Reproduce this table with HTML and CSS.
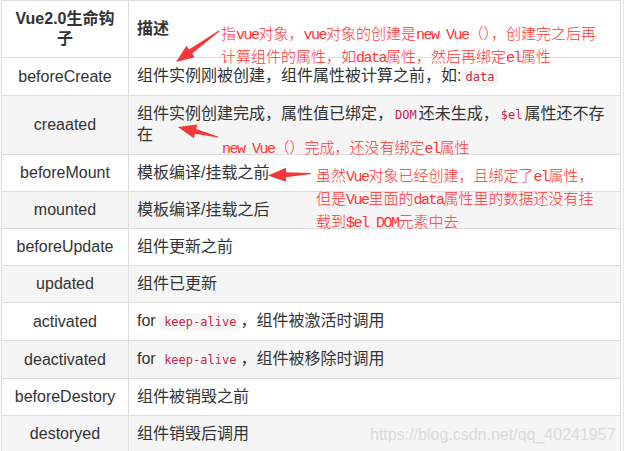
FILE: index.html
```html
<!DOCTYPE html>
<html lang="zh-CN">
<head>
  <meta charset="UTF-8">
  <meta name="viewport" content="width=device-width, initial-scale=1.0">
  <title>Vue2.0 生命钩子</title>
  <link rel="stylesheet" href="styles.css">
</head>
<body>

<div class="page">
  <table class="hooks">
    <colgroup>
      <col class="col-name">
      <col>
    </colgroup>
    <thead>
      <tr><th>Vue2.0生命钩子</th><th class="desc">描述</th></tr>
    </thead>
    <tbody>
      <tr><td>beforeCreate</td><td>组件实例刚被创建，组件属性被计算之前，如:<code>data</code></td></tr>
      <tr class="tall"><td>creaated</td><td>组件实例创建完成，属性值已绑定，<code class="tight">DOM</code>还未生成，<code class="tight">$el</code>属性还不存在</td></tr>
      <tr><td>beforeMount</td><td>模板编译/挂载之前</td></tr>
      <tr><td>mounted</td><td>模板编译/挂载之后</td></tr>
      <tr><td>beforeUpdate</td><td>组件更新之前</td></tr>
      <tr><td>updated</td><td>组件已更新</td></tr>
      <tr><td>activated</td><td>for <code>keep-alive</code>，组件被激活时调用</td></tr>
      <tr><td>deactivated</td><td>for <code>keep-alive</code>，组件被移除时调用</td></tr>
      <tr><td>beforeDestory</td><td>组件被销毁之前</td></tr>
      <tr><td>destoryed</td><td>组件销毁后调用</td></tr>
    </tbody>
  </table>

  <!-- red notes drawn over the table -->
  <svg class="arrows" width="625" height="451" viewBox="0 0 625 451">
    <polygon points="218.7,30.6 189.1,49.5 186.5,45.8 176,62 194.7,57.2 192.1,53.5 219.3,31.4"/>
    <polygon points="218.1,136.5 196.1,129 197.2,124.6 178,127 193.8,138.2 194.9,133.8 217.9,137.5"/>
    <polygon points="311,173 286,172.2 286,167.7 268,175.5 286,181.7 286,177.2 311,174"/>
  </svg>

  <p class="note note-top">指<span class="en">vue</span>对象，<span class="en">vue</span>对象的创建是<span class="en">new Vue</span>（），创建完之后再<br>计算组件的属性，如<span class="en">data</span>属性，然后再绑定<span class="en">el</span>属性</p>
  <p class="note note-mid"><span class="en">new Vue</span>（）完成，还没有绑定<span class="en">el</span>属性</p>
  <p class="note note-mount">虽然<span class="en">Vue</span>对象已经创建，且绑定了<span class="en">el</span>属性，<br>但是<span class="en">Vue</span>里面的<span class="en">data</span>属性里的数据还没有挂<br>载到<span class="en">$el DOM</span>元素中去</p>

  <p class="watermark">https://blog.csdn.net/qq_40241957</p>
</div>

</body>
</html>
```

FILE: styles.css
```css
body {
  margin: 0;
  background: #fff;
  color: #333;
  font-family: "Liberation Sans", "Noto Sans CJK SC", sans-serif;
}
.page {
  position: relative;
  width: 623px;
  height: 451px;
  border-right: 1px solid #e8e8e8;
  overflow: hidden;
}
.hooks {
  margin-left: 1px;
  width: 620px;
  border-collapse: collapse;
  table-layout: fixed;
  font-size: 16px;
  line-height: 20px;
}
.col-name {
  width: 127px;
}
.hooks th,
.hooks td {
  border: 1px solid #ddd;
  padding: 8px;
  vertical-align: middle;
  text-align: left;
}
.hooks th:first-child,
.hooks td:first-child {
  text-align: center;
}
.hooks th {
  font-weight: bold;
}
.hooks tbody tr:nth-child(even) {
  background: #f5f5f5;
}
.hooks tr.tall td {
  padding-bottom: 9px;
}
.hooks code {
  font-family: "DejaVu Sans Mono", "Liberation Mono", monospace;
  font-size: 12px;
  color: #c7254e;
  background: #f6f6f6;
  padding: 2px 4px;
  border-radius: 4px;
}
.hooks code.tight {
  padding: 2px 2px;
}
.arrows {
  position: absolute;
  left: 0;
  top: 0;
  pointer-events: none;
  fill: #f23838;
}
.note {
  position: absolute;
  margin: 0;
  color: #ff3333;
  font-family: "Noto Sans CJK SC", sans-serif;
  font-weight: 300;
  font-size: 15px;
  line-height: 20px;
  white-space: nowrap;
}
.note .en {
  font-family: "Liberation Mono", monospace;
  letter-spacing: -1.5px;
}
.note-top {
  left: 221px;
  top: 23px;
}
.note-mid {
  left: 222px;
  top: 137px;
}
.note-mount {
  left: 316px;
  top: 165px;
}
.watermark {
  position: absolute;
  left: 370px;
  top: 425px;
  margin: 0;
  font-size: 16px;
  line-height: 20px;
  color: #dadada;
}
```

◆ Short task ◆
Quote in full the listing given above; the images are to be left out.

◆ Answer in full ◆
Reproduce this table with HTML and CSS.
FILE: index.html
```html
<!DOCTYPE html>
<html lang="zh-CN">
<head>
  <meta charset="UTF-8">
  <meta name="viewport" content="width=device-width, initial-scale=1.0">
  <title>Vue2.0 生命钩子</title>
  <link rel="stylesheet" href="styles.css">
</head>
<body>

<div class="page">
  <table class="hooks">
    <colgroup>
      <col class="col-name">
      <col>
    </colgroup>
    <thead>
      <tr><th>Vue2.0生命钩子</th><th class="desc">描述</th></tr>
    </thead>
    <tbody>
      <tr><td>beforeCreate</td><td>组件实例刚被创建，组件属性被计算之前，如:<code>data</code></td></tr>
      <tr class="tall"><td>creaated</td><td>组件实例创建完成，属性值已绑定，<code class="tight">DOM</code>还未生成，<code class="tight">$el</code>属性还不存在</td></tr>
      <tr><td>beforeMount</td><td>模板编译/挂载之前</td></tr>
      <tr><td>mounted</td><td>模板编译/挂载之后</td></tr>
      <tr><td>beforeUpdate</td><td>组件更新之前</td></tr>
      <tr><td>updated</td><td>组件已更新</td></tr>
      <tr><td>activated</td><td>for <code>keep-alive</code>，组件被激活时调用</td></tr>
      <tr><td>deactivated</td><td>for <code>keep-alive</code>，组件被移除时调用</td></tr>
      <tr><td>beforeDestory</td><td>组件被销毁之前</td></tr>
      <tr><td>destoryed</td><td>组件销毁后调用</td></tr>
    </tbody>
  </table>

  <!-- red notes drawn over the table -->
  <svg class="arrows" width="625" height="451" viewBox="0 0 625 451">
    <polygon points="218.7,30.6 189.1,49.5 186.5,45.8 176,62 194.7,57.2 192.1,53.5 219.3,31.4"/>
    <polygon points="218.1,136.5 196.1,129 197.2,124.6 178,127 193.8,138.2 194.9,133.8 217.9,137.5"/>
    <polygon points="311,173 286,172.2 286,167.7 268,175.5 286,181.7 286,177.2 311,174"/>
  </svg>

  <p class="note note-top">指<span class="en">vue</span>对象，<span class="en">vue</span>对象的创建是<span class="en">new Vue</span>（），创建完之后再<br>计算组件的属性，如<span class="en">data</span>属性，然后再绑定<span class="en">el</span>属性</p>
  <p class="note note-mid"><span class="en">new Vue</span>（）完成，还没有绑定<span class="en">el</span>属性</p>
  <p class="note note-mount">虽然<span class="en">Vue</span>对象已经创建，且绑定了<span class="en">el</span>属性，<br>但是<span class="en">Vue</span>里面的<span class="en">data</span>属性里的数据还没有挂<br>载到<span class="en">$el DOM</span>元素中去</p>

  <p class="watermark">https://blog.csdn.net/qq_40241957</p>
</div>

</body>
</html>
```

FILE: styles.css
```css
body {
  margin: 0;
  background: #fff;
  color: #333;
  font-family: "Liberation Sans", "Noto Sans CJK SC", sans-serif;
}
.page {
  position: relative;
  width: 623px;
  height: 451px;
  border-right: 1px solid #e8e8e8;
  overflow: hidden;
}
.hooks {
  margin-left: 1px;
  width: 620px;
  border-collapse: collapse;
  table-layout: fixed;
  font-size: 16px;
  line-height: 20px;
}
.col-name {
  width: 127px;
}
.hooks th,
.hooks td {
  border: 1px solid #ddd;
  padding: 8px;
  vertical-align: middle;
  text-align: left;
}
.hooks th:first-child,
.hooks td:first-child {
  text-align: center;
}
.hooks th {
  font-weight: bold;
}
.hooks tbody tr:nth-child(even) {
  background: #f5f5f5;
}
.hooks tr.tall td {
  padding-bottom: 9px;
}
.hooks code {
  font-family: "DejaVu Sans Mono", "Liberation Mono", monospace;
  font-size: 12px;
  color: #c7254e;
  background: #f6f6f6;
  padding: 2px 4px;
  border-radius: 4px;
}
.hooks code.tight {
  padding: 2px 2px;
}
.arrows {
  position: absolute;
  left: 0;
  top: 0;
  pointer-events: none;
  fill: #f23838;
}
.note {
  position: absolute;
  margin: 0;
  color: #ff3333;
  font-family: "Noto Sans CJK SC", sans-serif;
  font-weight: 300;
  font-size: 15px;
  line-height: 20px;
  white-space: nowrap;
}
.note .en {
  font-family: "Liberation Mono", monospace;
  letter-spacing: -1.5px;
}
.note-top {
  left: 221px;
  top: 23px;
}
.note-mid {
  left: 222px;
  top: 137px;
}
.note-mount {
  left: 316px;
  top: 165px;
}
.watermark {
  position: absolute;
  left: 370px;
  top: 425px;
  margin: 0;
  font-size: 16px;
  line-height: 20px;
  color: #dadada;
}
```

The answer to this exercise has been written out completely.